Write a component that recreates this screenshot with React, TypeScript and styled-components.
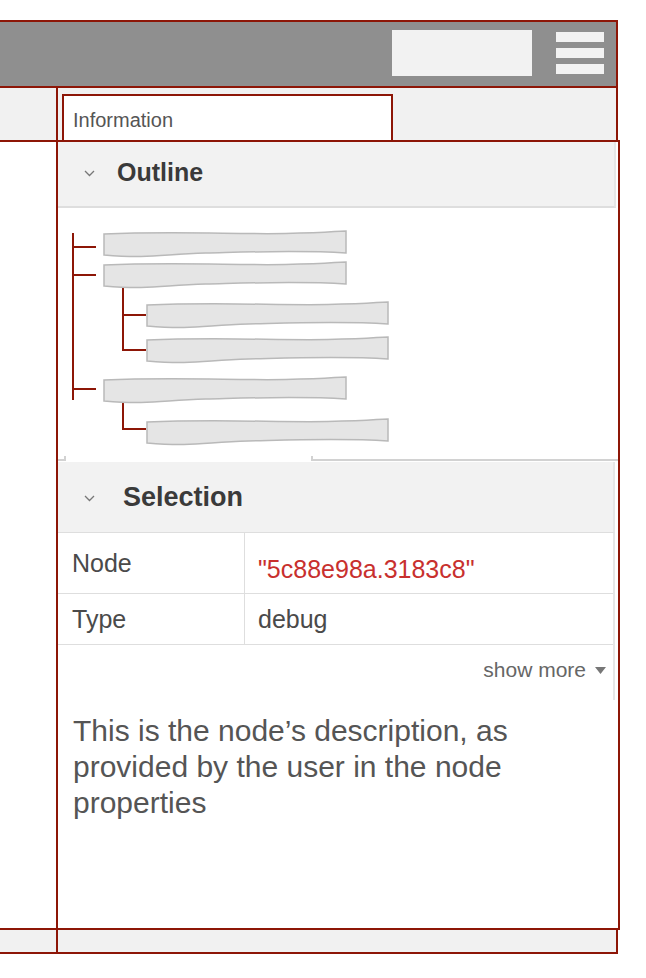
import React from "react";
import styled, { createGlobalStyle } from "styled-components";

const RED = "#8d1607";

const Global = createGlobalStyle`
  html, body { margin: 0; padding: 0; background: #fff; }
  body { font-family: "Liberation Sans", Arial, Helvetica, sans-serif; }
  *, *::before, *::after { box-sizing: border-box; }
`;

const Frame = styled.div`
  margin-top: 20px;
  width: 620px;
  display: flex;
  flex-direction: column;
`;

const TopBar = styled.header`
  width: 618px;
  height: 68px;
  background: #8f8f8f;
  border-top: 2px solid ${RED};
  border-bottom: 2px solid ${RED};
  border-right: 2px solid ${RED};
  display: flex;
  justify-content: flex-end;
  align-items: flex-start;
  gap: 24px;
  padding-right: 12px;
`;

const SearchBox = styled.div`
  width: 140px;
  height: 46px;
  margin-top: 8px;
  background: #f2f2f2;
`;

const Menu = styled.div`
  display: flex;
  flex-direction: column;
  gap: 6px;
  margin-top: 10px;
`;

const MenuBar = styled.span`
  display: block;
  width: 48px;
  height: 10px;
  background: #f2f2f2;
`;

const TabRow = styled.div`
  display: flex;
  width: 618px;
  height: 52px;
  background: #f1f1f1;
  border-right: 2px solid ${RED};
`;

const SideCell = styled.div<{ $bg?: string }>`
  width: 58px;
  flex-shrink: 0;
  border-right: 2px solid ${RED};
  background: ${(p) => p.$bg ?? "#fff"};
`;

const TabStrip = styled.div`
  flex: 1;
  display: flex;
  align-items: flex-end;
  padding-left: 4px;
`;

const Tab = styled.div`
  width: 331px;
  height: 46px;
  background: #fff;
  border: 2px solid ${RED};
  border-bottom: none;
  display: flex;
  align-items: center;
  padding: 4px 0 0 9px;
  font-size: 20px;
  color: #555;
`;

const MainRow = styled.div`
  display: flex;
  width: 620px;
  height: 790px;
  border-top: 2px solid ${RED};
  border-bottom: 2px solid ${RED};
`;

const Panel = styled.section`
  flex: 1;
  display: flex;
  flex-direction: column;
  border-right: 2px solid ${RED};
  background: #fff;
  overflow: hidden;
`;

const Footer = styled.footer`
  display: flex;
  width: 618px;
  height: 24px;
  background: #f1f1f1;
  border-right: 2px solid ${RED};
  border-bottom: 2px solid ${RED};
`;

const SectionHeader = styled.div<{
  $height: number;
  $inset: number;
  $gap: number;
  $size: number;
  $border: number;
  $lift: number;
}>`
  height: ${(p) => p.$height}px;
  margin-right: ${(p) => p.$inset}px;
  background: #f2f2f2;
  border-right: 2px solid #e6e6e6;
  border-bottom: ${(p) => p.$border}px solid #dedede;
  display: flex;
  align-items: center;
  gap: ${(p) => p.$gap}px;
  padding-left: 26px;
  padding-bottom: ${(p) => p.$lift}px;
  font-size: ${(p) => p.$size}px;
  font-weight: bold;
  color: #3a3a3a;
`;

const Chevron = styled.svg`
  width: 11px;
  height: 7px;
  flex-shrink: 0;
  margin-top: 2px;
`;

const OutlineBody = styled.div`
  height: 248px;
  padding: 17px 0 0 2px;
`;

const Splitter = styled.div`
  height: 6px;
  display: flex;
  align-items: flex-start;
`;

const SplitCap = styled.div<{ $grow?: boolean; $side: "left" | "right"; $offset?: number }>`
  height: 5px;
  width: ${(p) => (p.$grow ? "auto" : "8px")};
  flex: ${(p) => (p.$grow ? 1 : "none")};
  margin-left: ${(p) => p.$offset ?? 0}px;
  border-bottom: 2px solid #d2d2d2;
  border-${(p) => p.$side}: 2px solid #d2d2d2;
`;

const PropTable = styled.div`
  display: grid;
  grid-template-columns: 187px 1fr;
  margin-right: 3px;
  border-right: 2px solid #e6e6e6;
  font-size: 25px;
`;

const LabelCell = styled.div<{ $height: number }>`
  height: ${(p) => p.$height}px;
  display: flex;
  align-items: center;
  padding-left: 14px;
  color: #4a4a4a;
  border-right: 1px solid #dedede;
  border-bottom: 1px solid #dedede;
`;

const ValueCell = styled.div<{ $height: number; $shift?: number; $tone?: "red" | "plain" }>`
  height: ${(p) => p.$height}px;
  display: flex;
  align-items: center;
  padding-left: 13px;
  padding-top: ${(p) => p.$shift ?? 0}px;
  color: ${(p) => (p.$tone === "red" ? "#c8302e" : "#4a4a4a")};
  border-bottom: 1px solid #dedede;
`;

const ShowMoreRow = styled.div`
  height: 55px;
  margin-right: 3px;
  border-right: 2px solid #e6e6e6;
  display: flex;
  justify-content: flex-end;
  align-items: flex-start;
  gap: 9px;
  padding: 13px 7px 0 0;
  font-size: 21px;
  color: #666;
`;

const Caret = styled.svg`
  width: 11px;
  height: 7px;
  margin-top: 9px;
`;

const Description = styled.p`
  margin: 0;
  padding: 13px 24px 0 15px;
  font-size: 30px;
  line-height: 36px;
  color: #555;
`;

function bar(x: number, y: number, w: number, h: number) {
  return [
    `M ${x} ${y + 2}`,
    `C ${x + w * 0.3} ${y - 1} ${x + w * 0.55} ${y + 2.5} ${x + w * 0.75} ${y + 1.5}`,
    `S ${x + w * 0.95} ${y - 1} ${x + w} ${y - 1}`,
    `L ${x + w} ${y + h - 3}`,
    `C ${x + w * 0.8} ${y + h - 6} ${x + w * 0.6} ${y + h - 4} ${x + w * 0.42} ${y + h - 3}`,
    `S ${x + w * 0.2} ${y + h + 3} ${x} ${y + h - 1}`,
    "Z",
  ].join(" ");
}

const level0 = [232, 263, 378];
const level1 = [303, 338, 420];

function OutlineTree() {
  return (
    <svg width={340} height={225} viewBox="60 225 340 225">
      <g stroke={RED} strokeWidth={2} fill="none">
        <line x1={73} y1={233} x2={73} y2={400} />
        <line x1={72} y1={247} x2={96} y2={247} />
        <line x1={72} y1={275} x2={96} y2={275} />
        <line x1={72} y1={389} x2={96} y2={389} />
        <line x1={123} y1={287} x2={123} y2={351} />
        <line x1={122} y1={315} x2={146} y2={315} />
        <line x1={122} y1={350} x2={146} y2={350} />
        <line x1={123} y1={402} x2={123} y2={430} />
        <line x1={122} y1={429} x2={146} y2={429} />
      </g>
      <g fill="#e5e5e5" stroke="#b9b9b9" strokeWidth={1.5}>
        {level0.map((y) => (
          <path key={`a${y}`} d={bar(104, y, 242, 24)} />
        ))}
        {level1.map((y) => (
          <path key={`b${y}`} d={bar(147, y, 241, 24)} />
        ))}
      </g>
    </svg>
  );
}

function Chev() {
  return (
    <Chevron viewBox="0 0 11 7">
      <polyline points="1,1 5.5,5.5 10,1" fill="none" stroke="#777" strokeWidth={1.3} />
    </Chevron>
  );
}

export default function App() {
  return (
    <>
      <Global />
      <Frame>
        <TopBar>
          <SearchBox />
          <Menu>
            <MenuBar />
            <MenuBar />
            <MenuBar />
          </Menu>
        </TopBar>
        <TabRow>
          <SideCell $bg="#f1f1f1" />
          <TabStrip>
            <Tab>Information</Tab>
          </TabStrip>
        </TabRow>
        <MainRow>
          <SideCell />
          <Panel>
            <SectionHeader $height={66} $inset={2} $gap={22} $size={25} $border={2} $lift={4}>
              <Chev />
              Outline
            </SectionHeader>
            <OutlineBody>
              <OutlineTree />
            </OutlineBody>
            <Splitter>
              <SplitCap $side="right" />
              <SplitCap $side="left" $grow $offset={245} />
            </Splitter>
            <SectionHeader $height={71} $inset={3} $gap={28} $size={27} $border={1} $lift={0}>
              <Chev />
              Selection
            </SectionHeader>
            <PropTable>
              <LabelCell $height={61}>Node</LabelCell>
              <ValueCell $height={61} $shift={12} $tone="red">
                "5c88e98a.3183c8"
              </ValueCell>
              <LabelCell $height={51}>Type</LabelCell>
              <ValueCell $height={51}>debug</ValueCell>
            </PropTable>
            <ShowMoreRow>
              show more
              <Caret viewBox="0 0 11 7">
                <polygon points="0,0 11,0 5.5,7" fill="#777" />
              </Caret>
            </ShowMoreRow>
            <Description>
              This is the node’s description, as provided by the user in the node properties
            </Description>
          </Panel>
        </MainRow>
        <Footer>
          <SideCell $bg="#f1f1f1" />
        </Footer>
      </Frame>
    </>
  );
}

——————

## Goal
Count the lines in which the string "React" appears, then report only that figure.

## Completed task
2